| | Try this:
While there is any experience of any kind, there always appears to be a quality of cognizance, or so it seems.
In this way, you could say that every time there is experience, there is this sense of presence, or consciousness, or awareness, or whatever, but notice how this statement is essentially saying that whenever there is experience, there is experience, or, in the same way, it is like saying that every time there are sensations there are sensations.
If we view the world one way, the way in which it appears that some sensations cognize other sensations, then it seems that there is a separate cognizance, or consciousness, or awareness, or experiencer, or watcher, or whatever.
When we see those sensations all more clearly, or more properly they just get more clear themselves somehow, the thing flips around, and now there seem to be only sensations themselves with no knower, no experiencer, no awareness, no attention that is different from those bare sensations themselves.
In the first mode, as every time there is experience there seems to be an experiencer, then it appears that there is something permanently there that is experiencing, cognizing, perceiving, conscious of, etc.

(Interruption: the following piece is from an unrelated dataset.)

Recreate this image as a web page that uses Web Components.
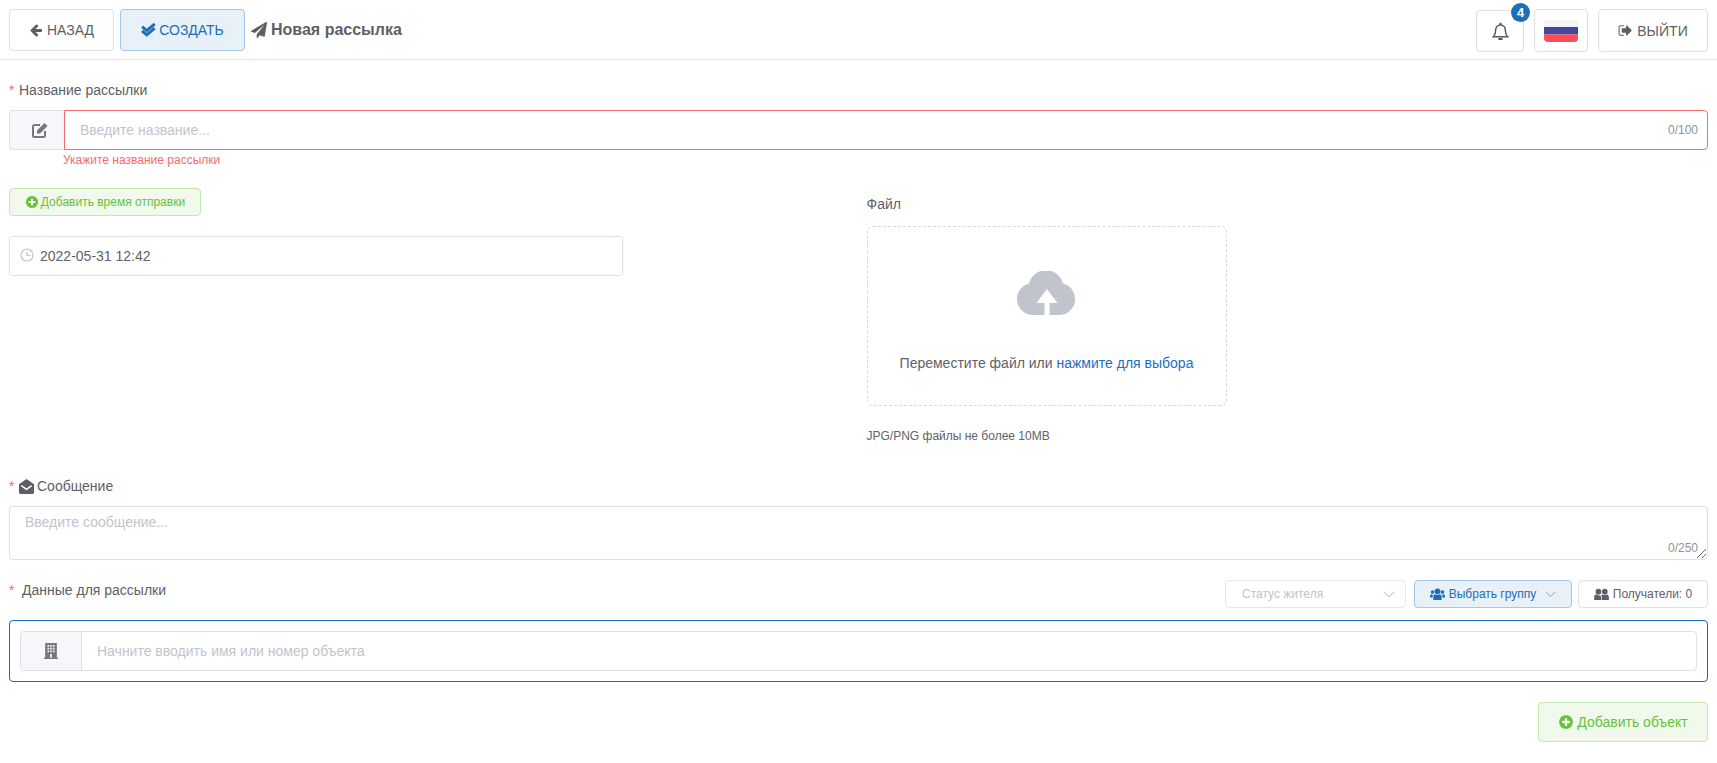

In the second mode, it still has some quality that is essentially the same, but the difference is that it seems to be intrinsic in sensations, or is just the sensations, by the very nature of sensations seeming to have been sensed, but in reality they are more fundamentally just themselves than that, with no sensor or knower at all, and yet, whenever there is the sense world obviously there is the sense world, and this gives a sense of this aspect of things being perpetual in some way, though more properly it is a redundancy to say this, an extra thing not needed at this point at all.